Search the material below for the word "React" and copy every line in which it occurs.

§ COLLECTED MATERIAL
---------------

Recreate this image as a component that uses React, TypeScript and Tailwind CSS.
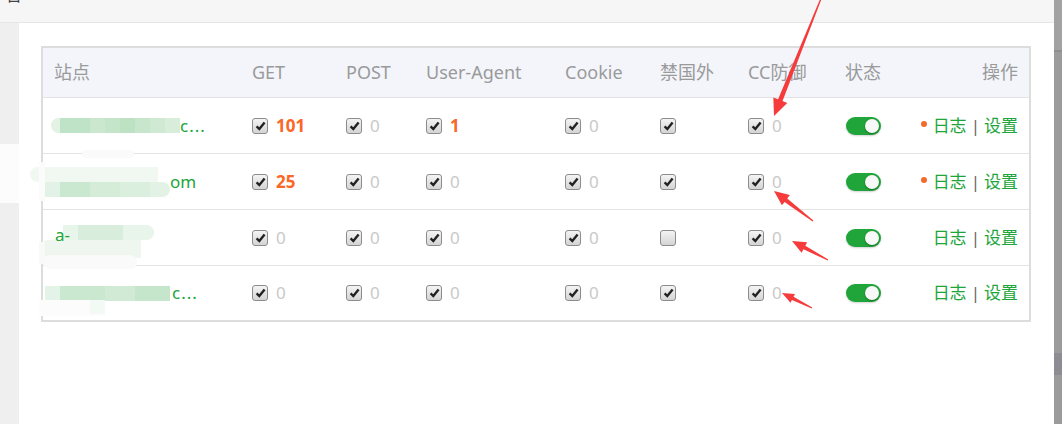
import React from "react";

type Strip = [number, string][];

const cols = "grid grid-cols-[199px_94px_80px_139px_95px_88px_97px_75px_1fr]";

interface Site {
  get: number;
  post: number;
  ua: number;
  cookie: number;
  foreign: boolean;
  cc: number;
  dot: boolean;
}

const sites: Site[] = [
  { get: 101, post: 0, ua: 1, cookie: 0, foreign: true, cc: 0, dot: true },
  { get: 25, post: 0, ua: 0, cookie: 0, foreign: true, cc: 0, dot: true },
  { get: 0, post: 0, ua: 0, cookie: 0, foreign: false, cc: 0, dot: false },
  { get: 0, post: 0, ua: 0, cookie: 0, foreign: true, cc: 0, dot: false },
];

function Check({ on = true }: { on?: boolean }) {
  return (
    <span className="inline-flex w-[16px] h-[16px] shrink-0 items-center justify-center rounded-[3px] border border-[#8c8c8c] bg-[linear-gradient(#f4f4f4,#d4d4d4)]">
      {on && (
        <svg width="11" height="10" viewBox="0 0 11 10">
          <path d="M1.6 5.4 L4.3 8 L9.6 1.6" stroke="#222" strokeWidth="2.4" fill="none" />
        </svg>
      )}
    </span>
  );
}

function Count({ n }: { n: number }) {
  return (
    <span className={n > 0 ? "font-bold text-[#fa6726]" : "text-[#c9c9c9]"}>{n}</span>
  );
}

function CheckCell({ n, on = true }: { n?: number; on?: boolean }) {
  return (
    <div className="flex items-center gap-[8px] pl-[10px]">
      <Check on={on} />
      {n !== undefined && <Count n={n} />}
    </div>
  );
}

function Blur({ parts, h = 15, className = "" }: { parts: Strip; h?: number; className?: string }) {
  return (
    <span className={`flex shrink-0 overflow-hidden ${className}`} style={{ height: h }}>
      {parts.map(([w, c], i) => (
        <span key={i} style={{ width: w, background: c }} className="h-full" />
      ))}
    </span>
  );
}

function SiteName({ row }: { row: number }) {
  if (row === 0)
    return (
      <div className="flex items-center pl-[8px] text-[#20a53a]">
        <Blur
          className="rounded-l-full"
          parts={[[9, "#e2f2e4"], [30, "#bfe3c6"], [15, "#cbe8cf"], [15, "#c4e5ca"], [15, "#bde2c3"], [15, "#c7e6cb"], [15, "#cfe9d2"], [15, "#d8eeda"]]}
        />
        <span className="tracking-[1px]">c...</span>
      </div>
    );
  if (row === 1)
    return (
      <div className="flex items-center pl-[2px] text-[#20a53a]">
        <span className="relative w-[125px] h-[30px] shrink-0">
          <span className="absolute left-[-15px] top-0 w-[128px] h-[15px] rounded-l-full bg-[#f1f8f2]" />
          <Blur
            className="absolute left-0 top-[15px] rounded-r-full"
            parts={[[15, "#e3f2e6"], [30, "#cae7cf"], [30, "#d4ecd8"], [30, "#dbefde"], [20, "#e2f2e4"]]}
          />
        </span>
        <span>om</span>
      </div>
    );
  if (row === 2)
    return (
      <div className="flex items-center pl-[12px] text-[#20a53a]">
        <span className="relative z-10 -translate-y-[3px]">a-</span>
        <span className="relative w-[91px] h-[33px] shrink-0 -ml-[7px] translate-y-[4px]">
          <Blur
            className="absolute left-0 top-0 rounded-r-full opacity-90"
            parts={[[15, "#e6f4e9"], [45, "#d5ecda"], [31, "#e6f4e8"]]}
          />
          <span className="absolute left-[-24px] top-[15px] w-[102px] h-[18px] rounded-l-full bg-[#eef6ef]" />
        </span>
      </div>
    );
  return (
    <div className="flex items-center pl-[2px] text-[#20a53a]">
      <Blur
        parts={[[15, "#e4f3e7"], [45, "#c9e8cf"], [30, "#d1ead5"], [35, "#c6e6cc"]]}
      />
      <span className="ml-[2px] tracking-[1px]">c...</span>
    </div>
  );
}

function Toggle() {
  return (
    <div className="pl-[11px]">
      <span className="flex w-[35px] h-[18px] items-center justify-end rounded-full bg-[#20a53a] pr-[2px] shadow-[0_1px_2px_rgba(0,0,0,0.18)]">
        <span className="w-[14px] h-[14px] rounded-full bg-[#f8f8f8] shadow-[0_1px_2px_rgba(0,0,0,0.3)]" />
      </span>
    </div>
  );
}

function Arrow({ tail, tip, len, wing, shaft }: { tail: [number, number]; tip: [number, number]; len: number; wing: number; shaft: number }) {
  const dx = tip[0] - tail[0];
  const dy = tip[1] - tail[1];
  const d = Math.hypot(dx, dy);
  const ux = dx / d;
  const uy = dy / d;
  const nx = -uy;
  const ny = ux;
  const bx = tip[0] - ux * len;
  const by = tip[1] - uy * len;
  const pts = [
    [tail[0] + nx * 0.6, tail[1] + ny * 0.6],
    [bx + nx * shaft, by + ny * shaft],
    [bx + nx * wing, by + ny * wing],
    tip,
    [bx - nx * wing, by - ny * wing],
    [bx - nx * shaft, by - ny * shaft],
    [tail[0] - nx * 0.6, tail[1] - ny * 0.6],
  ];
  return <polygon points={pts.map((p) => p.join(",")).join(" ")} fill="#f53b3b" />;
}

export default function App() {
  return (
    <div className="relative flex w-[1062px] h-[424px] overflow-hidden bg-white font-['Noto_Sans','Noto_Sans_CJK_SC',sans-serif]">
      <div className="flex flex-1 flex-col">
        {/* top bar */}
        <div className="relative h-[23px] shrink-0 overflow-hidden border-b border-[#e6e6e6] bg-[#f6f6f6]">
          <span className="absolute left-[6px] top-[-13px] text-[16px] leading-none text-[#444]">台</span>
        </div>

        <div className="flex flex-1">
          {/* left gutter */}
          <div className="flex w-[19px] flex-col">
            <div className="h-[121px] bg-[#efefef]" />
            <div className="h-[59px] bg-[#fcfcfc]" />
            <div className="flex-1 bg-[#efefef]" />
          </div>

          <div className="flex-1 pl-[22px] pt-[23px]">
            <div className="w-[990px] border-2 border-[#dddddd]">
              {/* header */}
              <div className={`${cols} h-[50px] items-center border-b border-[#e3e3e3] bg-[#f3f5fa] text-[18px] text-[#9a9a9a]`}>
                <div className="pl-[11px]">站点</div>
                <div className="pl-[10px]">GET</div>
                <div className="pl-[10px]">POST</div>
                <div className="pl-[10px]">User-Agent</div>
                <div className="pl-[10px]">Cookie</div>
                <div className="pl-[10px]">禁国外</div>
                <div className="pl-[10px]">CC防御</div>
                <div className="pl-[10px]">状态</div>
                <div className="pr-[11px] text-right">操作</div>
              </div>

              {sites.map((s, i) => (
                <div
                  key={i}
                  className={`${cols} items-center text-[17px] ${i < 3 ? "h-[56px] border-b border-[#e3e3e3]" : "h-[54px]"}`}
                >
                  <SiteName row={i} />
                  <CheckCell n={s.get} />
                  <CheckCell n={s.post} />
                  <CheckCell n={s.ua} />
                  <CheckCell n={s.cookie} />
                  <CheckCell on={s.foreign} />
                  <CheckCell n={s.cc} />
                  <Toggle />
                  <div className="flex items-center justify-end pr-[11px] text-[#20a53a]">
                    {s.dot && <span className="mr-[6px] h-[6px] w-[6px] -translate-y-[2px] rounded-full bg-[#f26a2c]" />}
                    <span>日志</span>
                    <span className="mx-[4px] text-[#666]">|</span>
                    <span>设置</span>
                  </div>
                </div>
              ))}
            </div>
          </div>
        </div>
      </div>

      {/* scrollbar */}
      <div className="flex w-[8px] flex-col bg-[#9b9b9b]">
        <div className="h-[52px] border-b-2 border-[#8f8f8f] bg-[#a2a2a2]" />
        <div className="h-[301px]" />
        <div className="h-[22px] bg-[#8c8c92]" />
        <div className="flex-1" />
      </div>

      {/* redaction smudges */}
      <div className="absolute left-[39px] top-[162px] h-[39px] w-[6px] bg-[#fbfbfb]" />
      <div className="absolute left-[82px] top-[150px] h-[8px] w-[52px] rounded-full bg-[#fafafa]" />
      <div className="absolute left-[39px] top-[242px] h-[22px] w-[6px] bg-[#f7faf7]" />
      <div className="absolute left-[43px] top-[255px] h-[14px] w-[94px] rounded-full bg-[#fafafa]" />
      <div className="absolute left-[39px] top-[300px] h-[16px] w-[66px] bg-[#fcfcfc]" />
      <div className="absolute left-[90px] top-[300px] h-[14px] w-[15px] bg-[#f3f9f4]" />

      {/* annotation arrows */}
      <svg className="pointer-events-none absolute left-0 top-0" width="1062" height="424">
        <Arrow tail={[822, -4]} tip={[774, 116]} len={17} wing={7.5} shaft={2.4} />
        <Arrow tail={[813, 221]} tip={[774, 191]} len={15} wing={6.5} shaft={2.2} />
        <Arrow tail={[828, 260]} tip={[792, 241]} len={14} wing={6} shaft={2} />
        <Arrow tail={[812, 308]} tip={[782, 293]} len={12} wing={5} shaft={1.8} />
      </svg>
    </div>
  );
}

---------------

§ RESPONSE TO THE TASK
Recreate this image as a component that uses React, TypeScript and Tailwind CSS.
import React from "react";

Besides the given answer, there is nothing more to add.